The alert reports that ships in different ports have experienced degradation of the VHF receivers, including AIS, caused by their LED navigation lights. LED lighting installed near VHF antennas has also shown to compound the reception. In one example, a maritime rescue coordination center in port was unable to contact by VHF radio a ship involved in a traffic separation scheme incident, and the ship also experienced poor AIS reception.

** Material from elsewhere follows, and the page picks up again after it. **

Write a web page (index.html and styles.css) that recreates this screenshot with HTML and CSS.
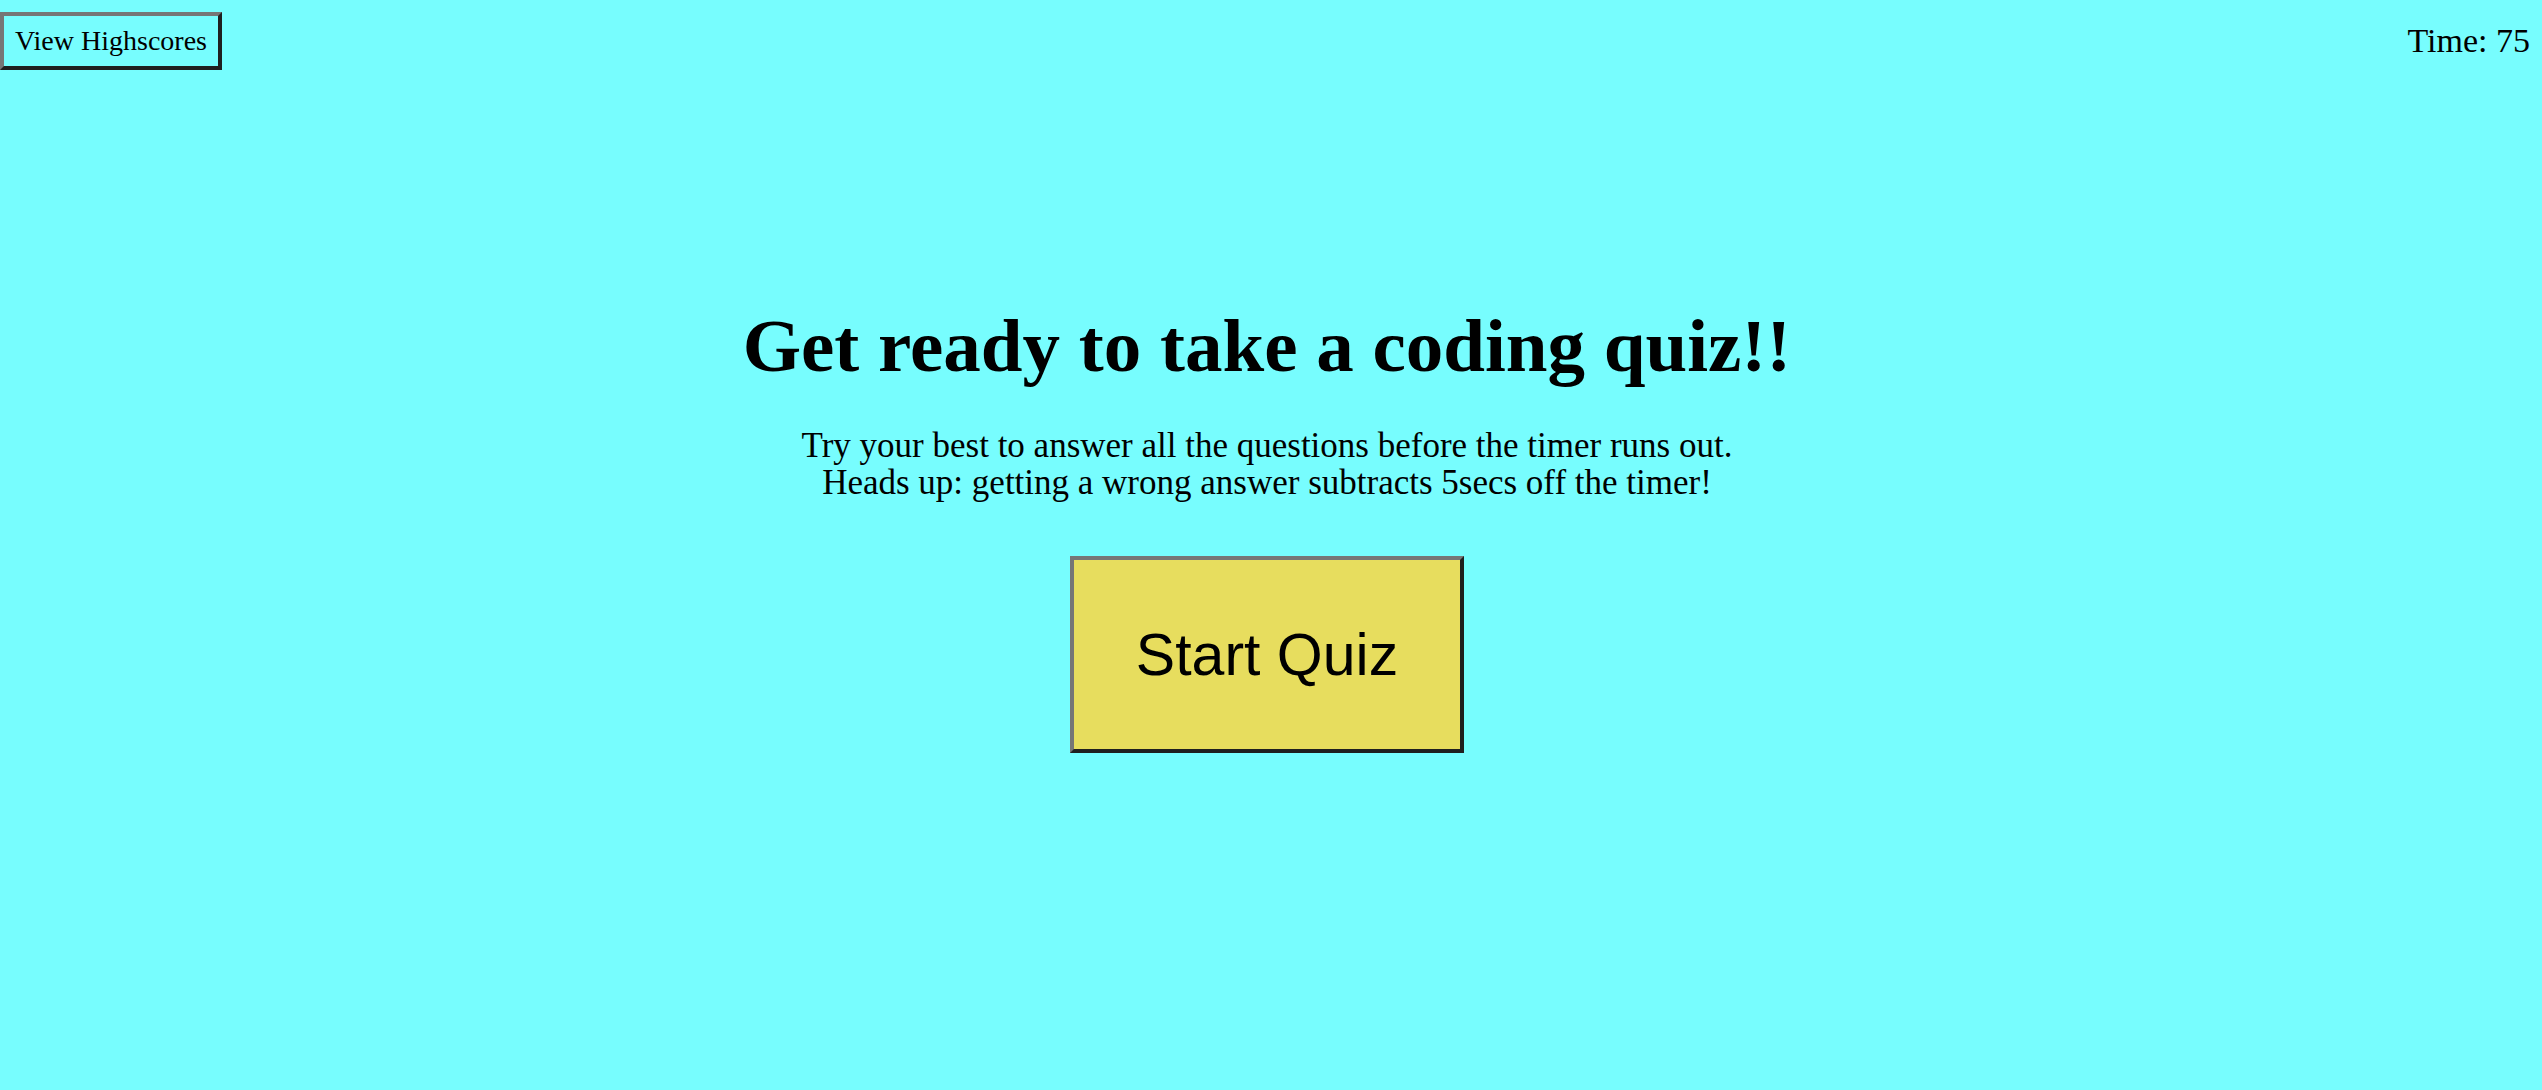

Strong radio interference from light-emitting diode sources –  such as navigation lights, searchlights and floodlights, interior and exterior lights, and adornment – may not be immediately evident to maritime radio users, the Coast Guard warns. It advises testing for the presence of LED interference by taking the following steps:

  1. Turn off LED light(s).
  2. Tune the VHF radio to a quiet channel (e.g,. Channel 13).
  3. Adjust the VHF radio’s squelch control until the radio outputs audio noise.
  4. Readjust the VHF radio’s squelch control until the audio noise is quiet, only slightly above the noise threshold.
  5. Turn on the LED light(s). If the radio now outputs audio noise, then the LED lights have raised the noise floor. (Noise floor is generally the amount of interfering signals/static received beyond the specific signal or channel being monitored.)
  6. If the radio does not output audio noise, then the LED lights have not raised the noise floor. If the noise floor is found to have been raised, then it is likely that both shipboard VHF marine radio and AIS reception are being degraded by LED lighting, according to the Coast Guard alert.

According to manufacturer Hella Marine, all electronic devices give off some level of electro-magnetic interference (EMI). “The danger comes when this interference occurs in the frequency range between 156 MHz and 165 MHz, used by marine VHF and AIS systems,” the company stated in a news release regarding the USCG alert.

Regulatory authorities have created specific maritime navigation and radio communications equipment standards for LED lighting used on boats. When refitting lights, look for lamps that meet maritime EMI standards.

The USCG has asked that those experiencing this problem report it to at www.navcen.uscg.gov. Select “Maritime Telecommunications” on the subject drop-down list, then briefly describe the make and model of LED lighting and radios affected, distance from lighting to antennas and radios affected, and any other information that may help illuminate the scope of the problem.